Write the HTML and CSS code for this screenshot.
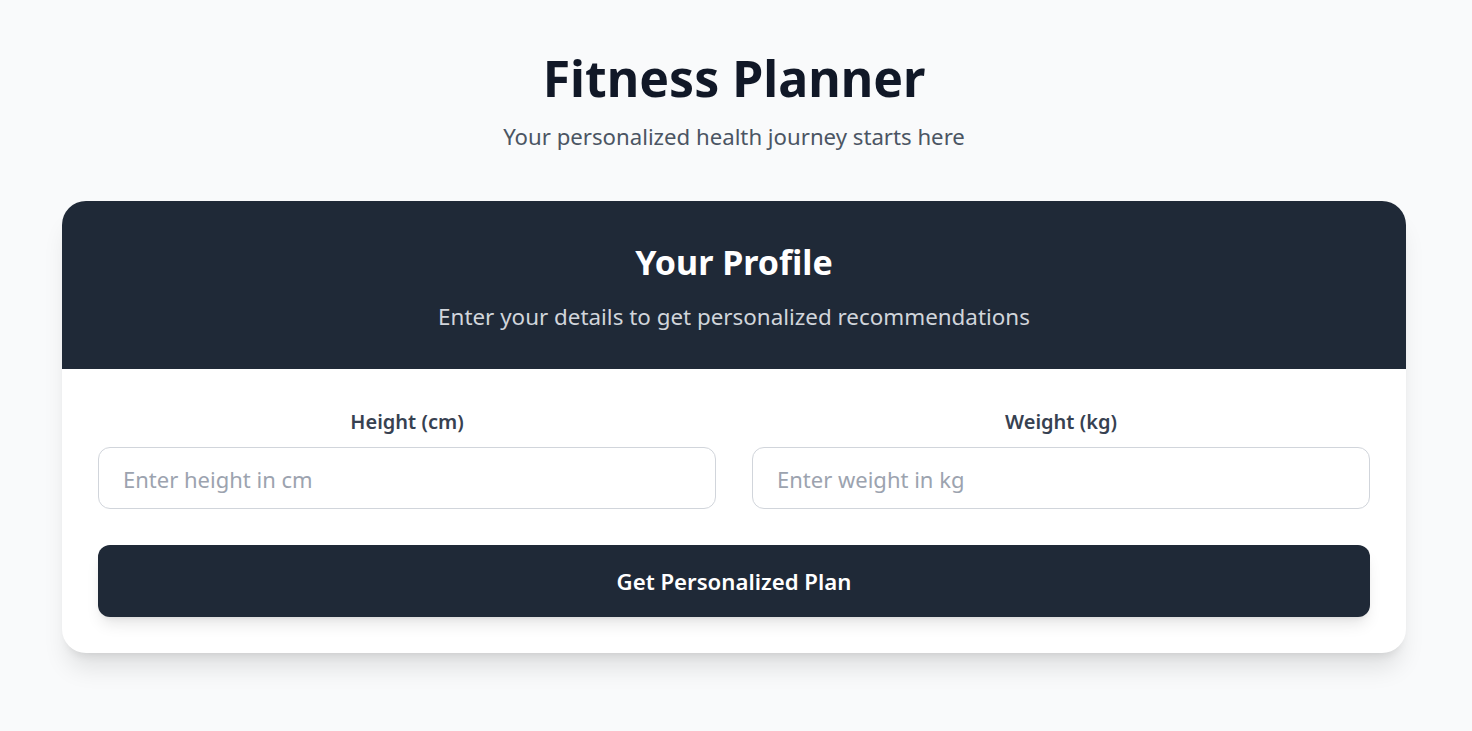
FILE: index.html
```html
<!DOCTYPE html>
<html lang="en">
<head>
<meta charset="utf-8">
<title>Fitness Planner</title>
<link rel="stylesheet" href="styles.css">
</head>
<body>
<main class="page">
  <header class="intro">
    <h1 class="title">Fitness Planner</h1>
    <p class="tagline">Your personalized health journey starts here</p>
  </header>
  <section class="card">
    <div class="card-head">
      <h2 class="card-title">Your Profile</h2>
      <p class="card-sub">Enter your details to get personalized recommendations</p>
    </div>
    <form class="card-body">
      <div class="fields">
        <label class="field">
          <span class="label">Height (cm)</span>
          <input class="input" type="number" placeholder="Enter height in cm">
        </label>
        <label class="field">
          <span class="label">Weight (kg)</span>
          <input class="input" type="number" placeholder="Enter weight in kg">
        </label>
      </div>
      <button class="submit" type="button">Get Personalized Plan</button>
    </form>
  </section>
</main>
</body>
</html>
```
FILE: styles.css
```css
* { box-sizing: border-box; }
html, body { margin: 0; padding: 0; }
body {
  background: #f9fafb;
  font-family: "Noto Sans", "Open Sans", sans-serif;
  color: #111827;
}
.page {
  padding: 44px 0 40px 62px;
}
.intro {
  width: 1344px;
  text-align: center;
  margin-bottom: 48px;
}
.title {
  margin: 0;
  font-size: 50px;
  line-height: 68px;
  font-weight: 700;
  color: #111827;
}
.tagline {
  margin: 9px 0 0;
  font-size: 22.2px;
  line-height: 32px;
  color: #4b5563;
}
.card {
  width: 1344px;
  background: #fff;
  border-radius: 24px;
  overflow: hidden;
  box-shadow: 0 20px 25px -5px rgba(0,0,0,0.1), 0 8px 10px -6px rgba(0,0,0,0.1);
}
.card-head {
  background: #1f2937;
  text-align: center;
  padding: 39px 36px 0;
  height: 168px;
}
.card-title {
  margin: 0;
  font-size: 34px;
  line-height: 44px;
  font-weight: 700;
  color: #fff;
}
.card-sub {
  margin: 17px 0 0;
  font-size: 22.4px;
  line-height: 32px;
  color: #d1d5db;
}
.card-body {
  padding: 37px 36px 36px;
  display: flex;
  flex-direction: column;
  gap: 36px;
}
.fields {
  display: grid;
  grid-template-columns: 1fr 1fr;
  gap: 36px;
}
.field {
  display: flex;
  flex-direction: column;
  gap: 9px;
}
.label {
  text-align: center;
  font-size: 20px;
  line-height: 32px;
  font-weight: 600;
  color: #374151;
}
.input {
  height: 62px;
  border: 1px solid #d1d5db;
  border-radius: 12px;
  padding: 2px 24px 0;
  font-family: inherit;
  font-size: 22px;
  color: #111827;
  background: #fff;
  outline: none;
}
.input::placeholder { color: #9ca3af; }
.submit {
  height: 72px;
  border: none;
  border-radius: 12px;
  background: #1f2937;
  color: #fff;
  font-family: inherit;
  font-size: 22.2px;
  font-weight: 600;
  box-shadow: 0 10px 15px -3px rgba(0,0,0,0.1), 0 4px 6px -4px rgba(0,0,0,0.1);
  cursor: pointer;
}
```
______________________________
All of the lines above should be retyped precisely, apart from the pictures.

Write the HTML and CSS code for this screenshot.
FILE: index.html
```html
<!DOCTYPE html>
<html lang="en">
<head>
<meta charset="utf-8">
<title>Fitness Planner</title>
<link rel="stylesheet" href="styles.css">
</head>
<body>
<main class="page">
  <header class="intro">
    <h1 class="title">Fitness Planner</h1>
    <p class="tagline">Your personalized health journey starts here</p>
  </header>
  <section class="card">
    <div class="card-head">
      <h2 class="card-title">Your Profile</h2>
      <p class="card-sub">Enter your details to get personalized recommendations</p>
    </div>
    <form class="card-body">
      <div class="fields">
        <label class="field">
          <span class="label">Height (cm)</span>
          <input class="input" type="number" placeholder="Enter height in cm">
        </label>
        <label class="field">
          <span class="label">Weight (kg)</span>
          <input class="input" type="number" placeholder="Enter weight in kg">
        </label>
      </div>
      <button class="submit" type="button">Get Personalized Plan</button>
    </form>
  </section>
</main>
</body>
</html>
```
FILE: styles.css
```css
* { box-sizing: border-box; }
html, body { margin: 0; padding: 0; }
body {
  background: #f9fafb;
  font-family: "Noto Sans", "Open Sans", sans-serif;
  color: #111827;
}
.page {
  padding: 44px 0 40px 62px;
}
.intro {
  width: 1344px;
  text-align: center;
  margin-bottom: 48px;
}
.title {
  margin: 0;
  font-size: 50px;
  line-height: 68px;
  font-weight: 700;
  color: #111827;
}
.tagline {
  margin: 9px 0 0;
  font-size: 22.2px;
  line-height: 32px;
  color: #4b5563;
}
.card {
  width: 1344px;
  background: #fff;
  border-radius: 24px;
  overflow: hidden;
  box-shadow: 0 20px 25px -5px rgba(0,0,0,0.1), 0 8px 10px -6px rgba(0,0,0,0.1);
}
.card-head {
  background: #1f2937;
  text-align: center;
  padding: 39px 36px 0;
  height: 168px;
}
.card-title {
  margin: 0;
  font-size: 34px;
  line-height: 44px;
  font-weight: 700;
  color: #fff;
}
.card-sub {
  margin: 17px 0 0;
  font-size: 22.4px;
  line-height: 32px;
  color: #d1d5db;
}
.card-body {
  padding: 37px 36px 36px;
  display: flex;
  flex-direction: column;
  gap: 36px;
}
.fields {
  display: grid;
  grid-template-columns: 1fr 1fr;
  gap: 36px;
}
.field {
  display: flex;
  flex-direction: column;
  gap: 9px;
}
.label {
  text-align: center;
  font-size: 20px;
  line-height: 32px;
  font-weight: 600;
  color: #374151;
}
.input {
  height: 62px;
  border: 1px solid #d1d5db;
  border-radius: 12px;
  padding: 2px 24px 0;
  font-family: inherit;
  font-size: 22px;
  color: #111827;
  background: #fff;
  outline: none;
}
.input::placeholder { color: #9ca3af; }
.submit {
  height: 72px;
  border: none;
  border-radius: 12px;
  background: #1f2937;
  color: #fff;
  font-family: inherit;
  font-size: 22.2px;
  font-weight: 600;
  box-shadow: 0 10px 15px -3px rgba(0,0,0,0.1), 0 4px 6px -4px rgba(0,0,0,0.1);
  cursor: pointer;
}
```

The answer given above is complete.